Mankind would singlehandedly have destroyed everything... everywhere... forever.[/QUOTE]
Well fuck that I'm moving to Canada.
A school nearby has one, we're visiting it to create some 3D models and print them.
I bet at least 3 penises will be printed that day.
[QUOTE=Skippy!;21871940]Well fuck that I'm moving to Canada.[/QUOTE]
:v: What, to prolong your life by a day or two?
I remembered operating one of these on my campus.
It was pretty fun to watch the machine work
We have one at my school, we're going to be allowed to use it very soon, for projects only though.

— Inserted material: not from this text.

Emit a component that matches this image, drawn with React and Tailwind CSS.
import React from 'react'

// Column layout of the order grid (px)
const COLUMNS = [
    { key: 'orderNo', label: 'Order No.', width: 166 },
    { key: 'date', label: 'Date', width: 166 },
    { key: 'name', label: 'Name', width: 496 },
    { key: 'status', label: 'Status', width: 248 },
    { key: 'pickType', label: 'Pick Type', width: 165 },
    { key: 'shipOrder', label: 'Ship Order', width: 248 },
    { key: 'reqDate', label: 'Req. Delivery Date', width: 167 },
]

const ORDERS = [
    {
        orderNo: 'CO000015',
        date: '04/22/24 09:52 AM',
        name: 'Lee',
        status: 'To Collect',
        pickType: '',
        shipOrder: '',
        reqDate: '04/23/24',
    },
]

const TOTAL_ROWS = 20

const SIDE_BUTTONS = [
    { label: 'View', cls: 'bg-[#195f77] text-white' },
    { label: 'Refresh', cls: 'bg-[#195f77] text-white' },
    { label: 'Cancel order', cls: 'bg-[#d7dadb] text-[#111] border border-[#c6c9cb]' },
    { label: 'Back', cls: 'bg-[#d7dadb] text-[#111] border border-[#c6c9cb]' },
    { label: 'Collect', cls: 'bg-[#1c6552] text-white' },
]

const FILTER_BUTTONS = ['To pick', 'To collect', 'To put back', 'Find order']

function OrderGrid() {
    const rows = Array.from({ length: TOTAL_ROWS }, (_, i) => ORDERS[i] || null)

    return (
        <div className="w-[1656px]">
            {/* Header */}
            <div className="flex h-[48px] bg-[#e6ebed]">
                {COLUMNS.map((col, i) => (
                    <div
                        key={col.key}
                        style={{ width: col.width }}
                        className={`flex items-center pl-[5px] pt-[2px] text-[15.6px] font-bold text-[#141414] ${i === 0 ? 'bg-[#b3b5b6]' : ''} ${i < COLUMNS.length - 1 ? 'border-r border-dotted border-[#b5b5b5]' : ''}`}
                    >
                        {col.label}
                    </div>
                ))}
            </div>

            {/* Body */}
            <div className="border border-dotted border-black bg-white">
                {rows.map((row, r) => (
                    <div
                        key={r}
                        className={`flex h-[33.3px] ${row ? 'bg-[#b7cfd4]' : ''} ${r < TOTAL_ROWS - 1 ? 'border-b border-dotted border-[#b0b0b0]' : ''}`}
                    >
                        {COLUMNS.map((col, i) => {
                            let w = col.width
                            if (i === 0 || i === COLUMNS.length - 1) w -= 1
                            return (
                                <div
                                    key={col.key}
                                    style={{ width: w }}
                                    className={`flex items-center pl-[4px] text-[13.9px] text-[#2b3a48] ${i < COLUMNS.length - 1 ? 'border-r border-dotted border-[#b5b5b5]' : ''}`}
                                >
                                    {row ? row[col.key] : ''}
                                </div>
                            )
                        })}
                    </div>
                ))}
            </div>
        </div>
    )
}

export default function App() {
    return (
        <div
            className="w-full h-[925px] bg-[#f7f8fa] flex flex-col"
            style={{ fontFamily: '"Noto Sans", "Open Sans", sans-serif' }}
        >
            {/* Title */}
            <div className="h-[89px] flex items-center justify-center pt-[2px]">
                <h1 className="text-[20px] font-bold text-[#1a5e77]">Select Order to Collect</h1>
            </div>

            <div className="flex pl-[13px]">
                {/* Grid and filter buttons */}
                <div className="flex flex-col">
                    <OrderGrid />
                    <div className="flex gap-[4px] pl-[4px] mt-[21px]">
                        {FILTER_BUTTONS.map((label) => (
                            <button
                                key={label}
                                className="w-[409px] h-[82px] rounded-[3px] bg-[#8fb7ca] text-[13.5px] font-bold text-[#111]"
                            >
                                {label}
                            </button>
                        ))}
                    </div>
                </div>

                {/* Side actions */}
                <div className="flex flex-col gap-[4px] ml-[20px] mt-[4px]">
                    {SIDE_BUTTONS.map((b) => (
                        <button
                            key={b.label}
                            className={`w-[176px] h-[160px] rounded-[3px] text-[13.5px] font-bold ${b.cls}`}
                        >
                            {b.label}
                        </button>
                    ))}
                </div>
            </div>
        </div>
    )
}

For a second, I thought the title said 30 Printers. I assumed the OP did something awesome with a bunch of printers. I leave in disappointment.
[QUOTE=DigiTech;21866175]My school has two of these, nothing new. You can't really print out stuff that high-quality on them though, because they have to set the machine in a way that makes it use a ton of plastic. You have the buy the plastic in cartridges, and according to my engineering design teacher, only the manufacturer of the machine sell them, and they're like $200 a cartridge.[/QUOTE]

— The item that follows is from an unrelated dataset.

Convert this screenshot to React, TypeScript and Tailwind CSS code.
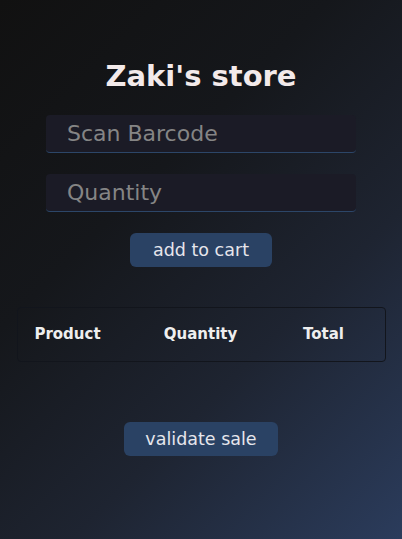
export default function App() {
  return (
    <div
      className="min-h-[539px] w-full bg-[linear-gradient(135deg,#111111_0%,#15171b_35%,#1e2431_65%,#2b3c5c_100%)] flex flex-col items-center"
      style={{ fontFamily: '"DejaVu Sans", sans-serif' }}
    >
      <h1 className="mt-[59px] text-[29px] leading-[34px] font-bold text-[#f3eaea]">
        Zaki's store
      </h1>

      <div className="mt-[22px] flex flex-col gap-[21px] w-[310px]">
        <input
          placeholder="Scan Barcode"
          className="h-[38px] w-full rounded-[4px] bg-[#1b1b26] border-b border-[#2c4668] pl-[21px] text-[22px] text-[#ddd] placeholder:text-[#858585] outline-none"
        />
        <input
          placeholder="Quantity"
          className="h-[38px] w-full rounded-[4px] bg-[#1b1b26] border-b border-[#2c4668] pl-[21px] text-[22px] text-[#ddd] placeholder:text-[#858585] outline-none"
        />
      </div>

      <button className="mt-[21px] h-[34px] w-[142px] rounded-[6px] bg-[#2a4264] text-[17.5px] text-[#e6e6ec]">
        add to cart
      </button>

      <div className="mt-[40px] w-[369px] h-[55px] rounded-[4px] border border-[#12151c] grid grid-cols-[100px_166px_80px] items-center">
        <span className="text-center text-[15px] font-bold text-[#eeeeee]">Product</span>
        <span className="text-center text-[15px] font-bold text-[#eeeeee]">Quantity</span>
        <span className="text-center text-[15px] font-bold text-[#eeeeee]">Total</span>
      </div>

      <button className="mt-[60px] h-[34px] w-[154px] rounded-[6px] bg-[#2a4264] text-[17.5px] text-[#e6e6ec]">
        validate sale
      </button>
    </div>
  );
}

You must go to a rich school then.
Yeah 3d printing isn't cheap at all.
I wish I had one next to my desk.
I can see it now. I could print 3d naked chicks!
[QUOTE=IamTehKings;21876127]I can see it now. I could print 3d naked chicks![/QUOTE]

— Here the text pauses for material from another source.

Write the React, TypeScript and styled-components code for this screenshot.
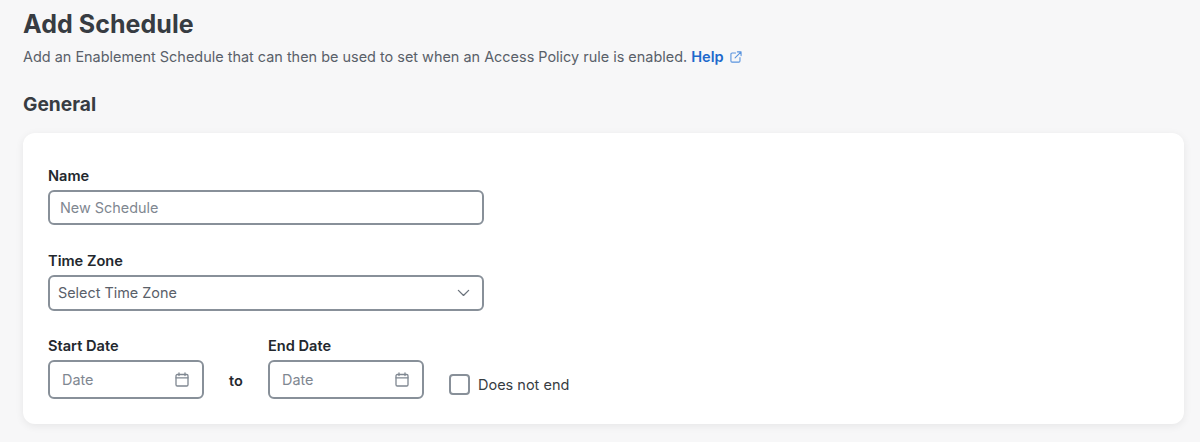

Oh god... Them anime fans will go wild...
[url]www.shapeways.com[/url]
^A site where you can order 3d prints.
So late. Sorry to burst your bubble.
Oh my god,I want one.
I'd print the whole tf2 cast,yay!
[editline]08:55PM[/editline]
What's the price right now?
[QUOTE=Burger King !;21883557]Oh my god,I want one.
I'd print the whole tf2 cast,yay!
[editline]08:55PM[/editline]
What's the price right now?[/QUOTE]
For a 3d printer, probably at least a few thousand euros.
For the models themselves, I'd guess about 10-20 euros per model at shapeways, if they're well hollowed out (you pay per cm^3, so hollowing them out makes it cheaper) and around 10 cm high.
They're damn cool, but if I had $50,000 spare, I wouldn't spend it on one of these, that's for sure.